35mm film camera selfie!

(Alas, this picture from about 2003 is the earliest picture I have of myself - everything else is still at the bottom of my parent's closet.)


I've always been fascinated with technology; I can't remember a time when I wasn't messing around in the Windows Control Panel or making lights and motors do neat things or when I wasn't ripping apart things and trying to put things back together (and often failing). I've been told that when I was 3 or 4, my parents had to put a piece of cardboard in front of the family computer because I would always hit the reset or power button and cause lots of data loss and weird errors in DOS or Windows 3.1. And when I got my own computer, a Toshiba Satellite 200CDS, I was all over it doing everything from experimenting with the Windows 95 disk compression tool to giving mock lectures on how to use DOS.

The earliest thing I can remember wanting to be was an electrician, and so my parents bought me a few lights and sockets from Radio Shack and my dad would bring home junk pieces of electronics to tear apart and play with. We made a literal circuit board, which was a small sheet of plywood with terminal strips and wood screws to tie things down with and we learned just what LEDs do when you put too much power into them. Unfortunately, at the time my parents were pretty poor and while I had a couple books, they were the most basic books you could get and didn't really tell you how to do anything or tell you how to read schematics, something I now really wish I had learned back then.

When I got my first computer, my interests shifted. No longer did I have to obey the rules of the family computer; this was my own laptop that I could do whatever I wanted to with it. My interests in computers further solidified when one day, my father gave me an old copy of the A+ Certification manual. I read that entire book cover-to-cover, reading about everything from Pentium CPUs to dot-matrix printers. I read it so much and so often that the binding fell apart and I lost several sections out of it. Not too long after that, the Satellite I had developed a crack in the motherboard and no longer worked.

All was not lost, however. Soon after, I was given enough computers to fill the workshop we had behind our house at the time. Most of them my dad gave out to other people, but I was allowed to keep a few. Some worked, most didn't. I still enjoyed trying to make the non-working ones work or just looking at them and admiring how pretty they looked. As for the working ones, I set up one for myself as a personal computer and the others I experimented with Linux on. My dad had been given a copy of something called "Ubuntu" and I was given a complete boxed copy of SuSE Linux 9.3. Those Linux experiments ended up with one of my computers dying but that's a story for another time.

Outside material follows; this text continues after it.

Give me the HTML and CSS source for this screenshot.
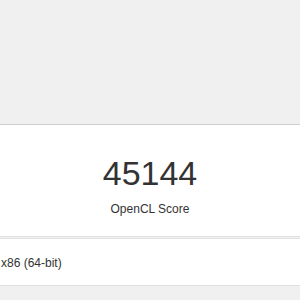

The most recent step was when I got into high school. I was told about a program called BEST Robotics where we could build a robot and compete with other schools playing a game. I had been doing some little programs in QuickBASIC and Visual Basic, I had just gotten a copy of C for Dummies and the team I was with needed a programmer. So why not? Ever since then, I've been enjoying writing code and that's where I've decided to go.

You could argue that I haven't completely grown up yet as I only just started college this year. However you define being grown up, I've had a lot of fun in years past developing my skills. I'm excited to have the chance to do something that I've enjoyed as a hobby for so many years as a profession. I can't wait to see what the future holds in store.